Both absolute return holdings in the T. Bailey Multi-Asset portfolios performed positively over the month.

We had the opportunity to speak with Jack Barrat and James Holden, the portfolio managers of the Man GLG Absolute Value Fund, during the month.  The fund has shown impressive performance in 2024, gaining 11.9%, primarily driven by its short positions even amidst a robust overall UK equity market. It is also reassuring to see that the team adheres to their investment strategy, focusing on companies trading below replacement cost or that are expected to generate underestimated future profits, while establishing short positions in overvalued companies facing deteriorating operational conditions.

 

Your Money

In the T. Bailey Global Thematic Equity Fund we exited the holding in MI Chelverton UK Growth.  The short-term expectations for the UK budget weighed on smaller-cap UK companies earlier in the month and this coincided with a desire to capture a broadening of equity markets in the US which led to the introduction of the iShares S&P500 Equally Weighted ETF.

The iShares S&P500 Equally Weighted ETF was also introduced into the T. Bailey Multi-Asset Dynamic and T. Bailey Multi-Asset Growth funds, largely funded from trimming areas that have performed well in recent months: Healthcare, Insurance, Gold and Japan.
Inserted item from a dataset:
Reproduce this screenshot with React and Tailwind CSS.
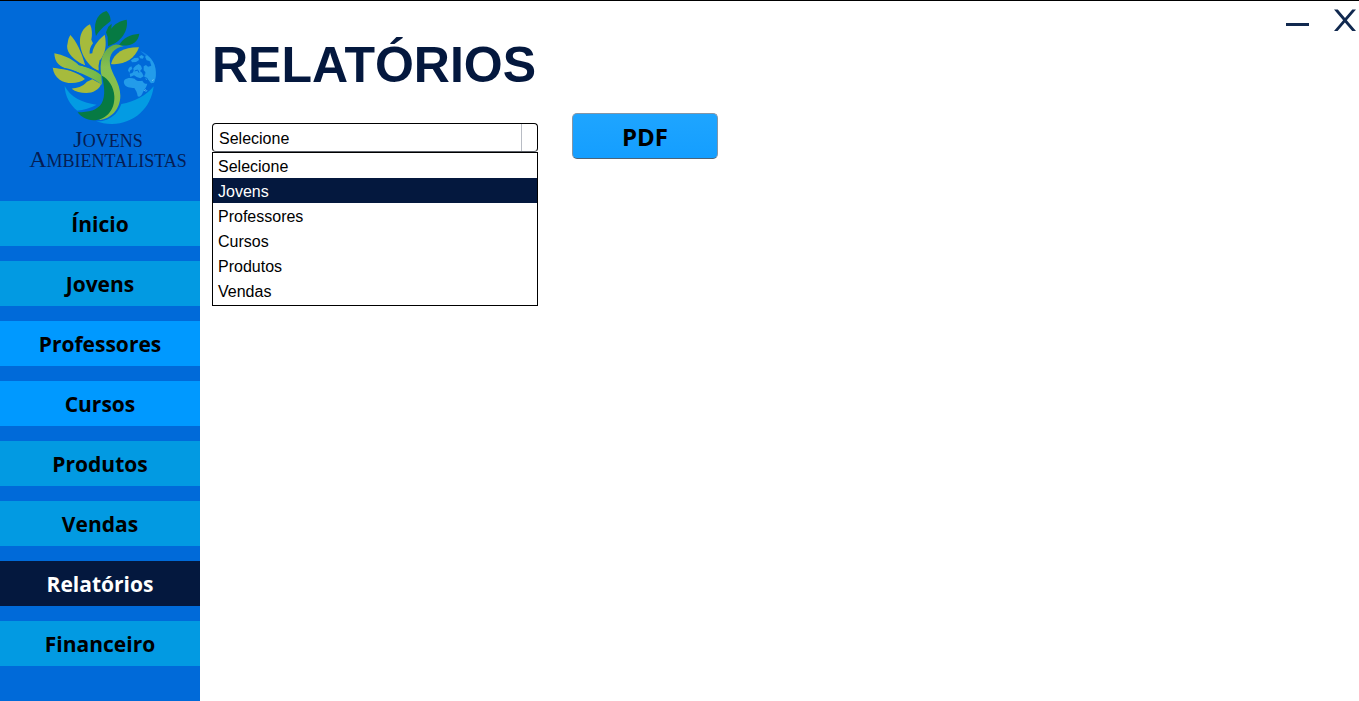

In the T. Bailey UK Responsibly Invested Equity Fund we exited the positions in Next 15 and Bellway.  Next 15 disappointed in September with the announcement of the loss of a major contract.  This heavily impacted its share price.  We do not envisage the company will immediately recover from this and it will take management some time to regain investor confidence.  Bellway has performed strongly in 2024 in anticipation of a cyclical upswing in the residential property sector.  Much of this was reflected in its share price and we decided to exit the position.